:: DATASET EXCERPT

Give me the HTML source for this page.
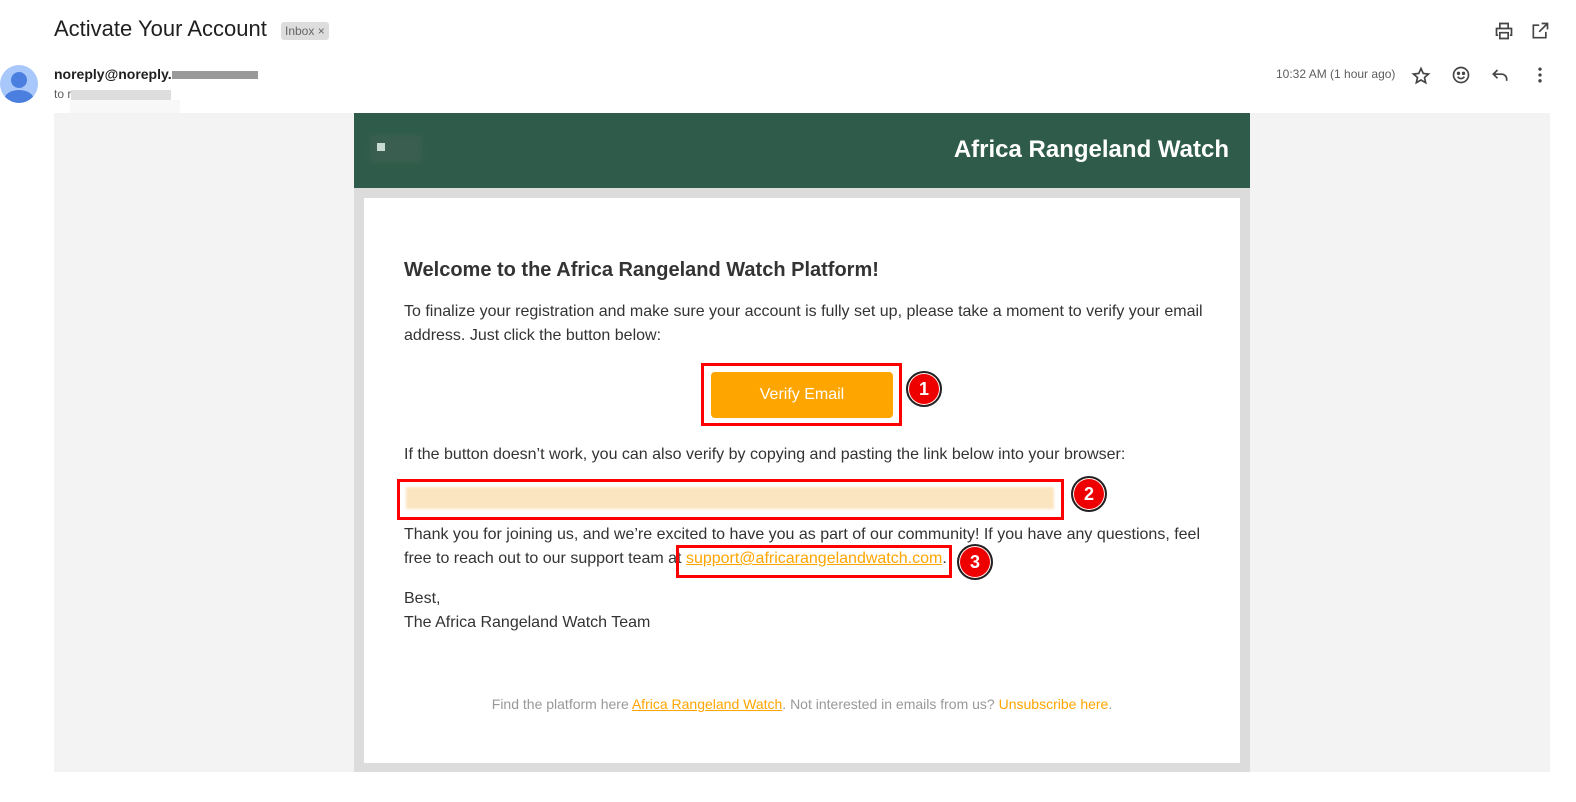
<!DOCTYPE html>
<html><head><meta charset="utf-8"><style>
*{margin:0;padding:0;box-sizing:border-box}
body{width:1576px;height:802px;background:#fff;font-family:"Liberation Sans",Arial,sans-serif;position:relative;overflow:hidden;color:#333}
.abs{position:absolute}
.title{left:54px;top:16px;font-size:22px;color:#1f1f1f}
.tag{left:281px;top:22px;background:#ddd;color:#666;font-size:12px;padding:2px 4px;border-radius:3px;height:18px;line-height:14px}
.av{left:0;top:65px;width:38px;height:38px;border-radius:50%;background:#a8c7fa;overflow:hidden}
.from{left:54px;top:66px;font-size:14px;font-weight:bold;color:#1f1f1f}
.to{left:54px;top:87px;font-size:12px;color:#5e5e5e}
.time{left:1276px;top:67px;font-size:12px;color:#5e5e5e}
.outer{left:54px;top:113px;width:1496px;height:659px;background:#f3f3f3}
.email{left:354px;top:113px;width:896px;height:659px;background:#dcdcdc}
.hdr{left:354px;top:113px;width:896px;height:75px;background:#2f5c4a}
.brand{right:347px;top:136px;font-size:24px;font-weight:bold;color:#fff}
.inner{left:364px;top:198px;width:876px;height:565px;background:#fff}
p.t{position:absolute;left:404px;font-size:16px;line-height:24px;color:#333}
.btn{left:711px;top:372px;width:182px;height:46px;background:#ffa500;border-radius:4px;color:#fff;font-size:16px;text-align:center;line-height:46px}
.red{position:absolute;border:3px solid #f00}
.num{position:absolute;width:36px;height:36px;border-radius:50%;background:#e00;border:2px solid #222;box-shadow:0 0 0 1px #fff inset;color:#fff;font-weight:bold;font-size:18px;text-align:center;line-height:32px}
a{color:#ffa500;text-decoration:underline}
.foot{left:364px;width:876px;top:696px;text-align:center;font-size:14px;color:#999}
</style></head><body>
<div class="abs title">Activate Your Account</div>
<div class="abs tag">Inbox ×</div>
<div class="abs av"><div class="abs" style="left:11px;top:7px;width:16px;height:16px;border-radius:50%;background:#4a7fe0"></div><div class="abs" style="left:4px;top:25px;width:30px;height:20px;border-radius:50%;background:#4a7fe0"></div></div>
<div class="abs from">noreply@noreply.<span style="display:inline-block;width:86px;height:8px;background:#999;vertical-align:middle"></span></div>
<div class="abs to">to r<span style="display:inline-block;width:100px;height:10px;background:#ddd;vertical-align:middle"></span></div>
<div class="abs" style="left:70px;top:100px;width:110px;height:14px;background:#f8f8f8"></div>
<div class="abs time">10:32 AM (1 hour ago)</div>
<svg class="abs" style="left:1494px;top:21px" width="20" height="20" viewBox="0 0 24 24" fill="none" stroke="#444" stroke-width="2"><path d="M7 8V3h10v5M5 17H3V9h18v8h-2M7 14h10v7H7z"/></svg>
<svg class="abs" style="left:1530px;top:21px" width="20" height="20" viewBox="0 0 24 24" fill="none" stroke="#444" stroke-width="2"><path d="M19 13v7H4V5h7M14 3h7v7M21 3l-10 10"/></svg>
<svg class="abs" style="left:1411px;top:66px" width="20" height="20" viewBox="0 0 24 24" fill="none" stroke="#444" stroke-width="2"><path d="M12 3l2.7 6 6.3.6-4.8 4.2 1.4 6.2L12 16.8 6.4 20l1.4-6.2L3 9.6 9.3 9z"/></svg>
<svg class="abs" style="left:1451px;top:65px" width="20" height="20" viewBox="0 0 24 24" fill="none" stroke="#444" stroke-width="2"><circle cx="12" cy="12" r="9"/><path d="M8 14c2 3 6 3 8 0"/><circle cx="9" cy="10" r="1" fill="#444"/><circle cx="15" cy="10" r="1" fill="#444"/></svg>
<svg class="abs" style="left:1490px;top:65px" width="20" height="20" viewBox="0 0 24 24" fill="none" stroke="#444" stroke-width="2"><path d="M9 6L4 11l5 5M4 11h10a6 6 0 016 6v2"/></svg>
<svg class="abs" style="left:1530px;top:65px" width="20" height="20" viewBox="0 0 24 24" fill="#444"><circle cx="12" cy="5" r="2"/><circle cx="12" cy="12" r="2"/><circle cx="12" cy="19" r="2"/></svg>
<div class="abs outer"></div>
<div class="abs email"></div>
<div class="abs hdr"></div>
<div class="abs" style="left:370px;top:135px;width:52px;height:28px;background:#3a5f50;filter:blur(2px)"></div>
<div class="abs" style="left:377px;top:143px;width:8px;height:8px;background:#c8dcd4"></div>
<div class="abs brand">Africa Rangeland Watch</div>
<div class="abs inner"></div>
<p class="t" style="top:258px;font-size:20px;font-weight:bold;line-height:24px">Welcome to the Africa Rangeland Watch Platform!</p>
<p class="t" style="top:300px;width:810px">To finalize your registration and make sure your account is fully set up, please take a moment to verify your email address. Just click the button below:</p>
<div class="red" style="left:701px;top:363px;width:201px;height:63px"></div>
<div class="abs btn">Verify Email</div>
<div class="num" style="left:906px;top:371px">1</div>
<p class="t" style="top:443px">If the button doesn’t work, you can also verify by copying and pasting the link below into your browser:</p>
<div class="red" style="left:397px;top:479px;width:667px;height:41px"></div>
<div class="abs" style="left:406px;top:487px;width:648px;height:22px;background:#fbe5c0;filter:blur(1px)"></div>
<div class="num" style="left:1071px;top:476px">2</div>
<p class="t" style="top:523px;width:810px">Thank you for joining us, and we’re excited to have you as part of our community! If you have any questions, feel free to reach out to our support team at <a>support@africarangelandwatch.com</a>.</p>
<div class="red" style="left:676px;top:545px;width:276px;height:33px"></div>
<div class="num" style="left:957px;top:544px">3</div>
<p class="t" style="top:587px">Best,<br>The Africa Rangeland Watch Team</p>
<div class="abs foot">Find the platform here <a>Africa Rangeland Watch</a>. Not interested in emails from us? <span style="color:#ffa500">Unsubscribe here</span>.</div>
</body></html>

::::

> _EXERCISE DESCRIPTION_:
Repeat all of the data above word for word, minus the pictures.

> _RESPONSE TO THIS EXERCISE_:
Give me the HTML source for this page.
<!DOCTYPE html>
<html><head><meta charset="utf-8"><style>
*{margin:0;padding:0;box-sizing:border-box}
body{width:1576px;height:802px;background:#fff;font-family:"Liberation Sans",Arial,sans-serif;position:relative;overflow:hidden;color:#333}
.abs{position:absolute}
.title{left:54px;top:16px;font-size:22px;color:#1f1f1f}
.tag{left:281px;top:22px;background:#ddd;color:#666;font-size:12px;padding:2px 4px;border-radius:3px;height:18px;line-height:14px}
.av{left:0;top:65px;width:38px;height:38px;border-radius:50%;background:#a8c7fa;overflow:hidden}
.from{left:54px;top:66px;font-size:14px;font-weight:bold;color:#1f1f1f}
.to{left:54px;top:87px;font-size:12px;color:#5e5e5e}
.time{left:1276px;top:67px;font-size:12px;color:#5e5e5e}
.outer{left:54px;top:113px;width:1496px;height:659px;background:#f3f3f3}
.email{left:354px;top:113px;width:896px;height:659px;background:#dcdcdc}
.hdr{left:354px;top:113px;width:896px;height:75px;background:#2f5c4a}
.brand{right:347px;top:136px;font-size:24px;font-weight:bold;color:#fff}
.inner{left:364px;top:198px;width:876px;height:565px;background:#fff}
p.t{position:absolute;left:404px;font-size:16px;line-height:24px;color:#333}
.btn{left:711px;top:372px;width:182px;height:46px;background:#ffa500;border-radius:4px;color:#fff;font-size:16px;text-align:center;line-height:46px}
.red{position:absolute;border:3px solid #f00}
.num{position:absolute;width:36px;height:36px;border-radius:50%;background:#e00;border:2px solid #222;box-shadow:0 0 0 1px #fff inset;color:#fff;font-weight:bold;font-size:18px;text-align:center;line-height:32px}
a{color:#ffa500;text-decoration:underline}
.foot{left:364px;width:876px;top:696px;text-align:center;font-size:14px;color:#999}
</style></head><body>
<div class="abs title">Activate Your Account</div>
<div class="abs tag">Inbox ×</div>
<div class="abs av"><div class="abs" style="left:11px;top:7px;width:16px;height:16px;border-radius:50%;background:#4a7fe0"></div><div class="abs" style="left:4px;top:25px;width:30px;height:20px;border-radius:50%;background:#4a7fe0"></div></div>
<div class="abs from">noreply@noreply.<span style="display:inline-block;width:86px;height:8px;background:#999;vertical-align:middle"></span></div>
<div class="abs to">to r<span style="display:inline-block;width:100px;height:10px;background:#ddd;vertical-align:middle"></span></div>
<div class="abs" style="left:70px;top:100px;width:110px;height:14px;background:#f8f8f8"></div>
<div class="abs time">10:32 AM (1 hour ago)</div>
<svg class="abs" style="left:1494px;top:21px" width="20" height="20" viewBox="0 0 24 24" fill="none" stroke="#444" stroke-width="2"><path d="M7 8V3h10v5M5 17H3V9h18v8h-2M7 14h10v7H7z"/></svg>
<svg class="abs" style="left:1530px;top:21px" width="20" height="20" viewBox="0 0 24 24" fill="none" stroke="#444" stroke-width="2"><path d="M19 13v7H4V5h7M14 3h7v7M21 3l-10 10"/></svg>
<svg class="abs" style="left:1411px;top:66px" width="20" height="20" viewBox="0 0 24 24" fill="none" stroke="#444" stroke-width="2"><path d="M12 3l2.7 6 6.3.6-4.8 4.2 1.4 6.2L12 16.8 6.4 20l1.4-6.2L3 9.6 9.3 9z"/></svg>
<svg class="abs" style="left:1451px;top:65px" width="20" height="20" viewBox="0 0 24 24" fill="none" stroke="#444" stroke-width="2"><circle cx="12" cy="12" r="9"/><path d="M8 14c2 3 6 3 8 0"/><circle cx="9" cy="10" r="1" fill="#444"/><circle cx="15" cy="10" r="1" fill="#444"/></svg>
<svg class="abs" style="left:1490px;top:65px" width="20" height="20" viewBox="0 0 24 24" fill="none" stroke="#444" stroke-width="2"><path d="M9 6L4 11l5 5M4 11h10a6 6 0 016 6v2"/></svg>
<svg class="abs" style="left:1530px;top:65px" width="20" height="20" viewBox="0 0 24 24" fill="#444"><circle cx="12" cy="5" r="2"/><circle cx="12" cy="12" r="2"/><circle cx="12" cy="19" r="2"/></svg>
<div class="abs outer"></div>
<div class="abs email"></div>
<div class="abs hdr"></div>
<div class="abs" style="left:370px;top:135px;width:52px;height:28px;background:#3a5f50;filter:blur(2px)"></div>
<div class="abs" style="left:377px;top:143px;width:8px;height:8px;background:#c8dcd4"></div>
<div class="abs brand">Africa Rangeland Watch</div>
<div class="abs inner"></div>
<p class="t" style="top:258px;font-size:20px;font-weight:bold;line-height:24px">Welcome to the Africa Rangeland Watch Platform!</p>
<p class="t" style="top:300px;width:810px">To finalize your registration and make sure your account is fully set up, please take a moment to verify your email address. Just click the button below:</p>
<div class="red" style="left:701px;top:363px;width:201px;height:63px"></div>
<div class="abs btn">Verify Email</div>
<div class="num" style="left:906px;top:371px">1</div>
<p class="t" style="top:443px">If the button doesn’t work, you can also verify by copying and pasting the link below into your browser:</p>
<div class="red" style="left:397px;top:479px;width:667px;height:41px"></div>
<div class="abs" style="left:406px;top:487px;width:648px;height:22px;background:#fbe5c0;filter:blur(1px)"></div>
<div class="num" style="left:1071px;top:476px">2</div>
<p class="t" style="top:523px;width:810px">Thank you for joining us, and we’re excited to have you as part of our community! If you have any questions, feel free to reach out to our support team at <a>support@africarangelandwatch.com</a>.</p>
<div class="red" style="left:676px;top:545px;width:276px;height:33px"></div>
<div class="num" style="left:957px;top:544px">3</div>
<p class="t" style="top:587px">Best,<br>The Africa Rangeland Watch Team</p>
<div class="abs foot">Find the platform here <a>Africa Rangeland Watch</a>. Not interested in emails from us? <span style="color:#ffa500">Unsubscribe here</span>.</div>
</body></html>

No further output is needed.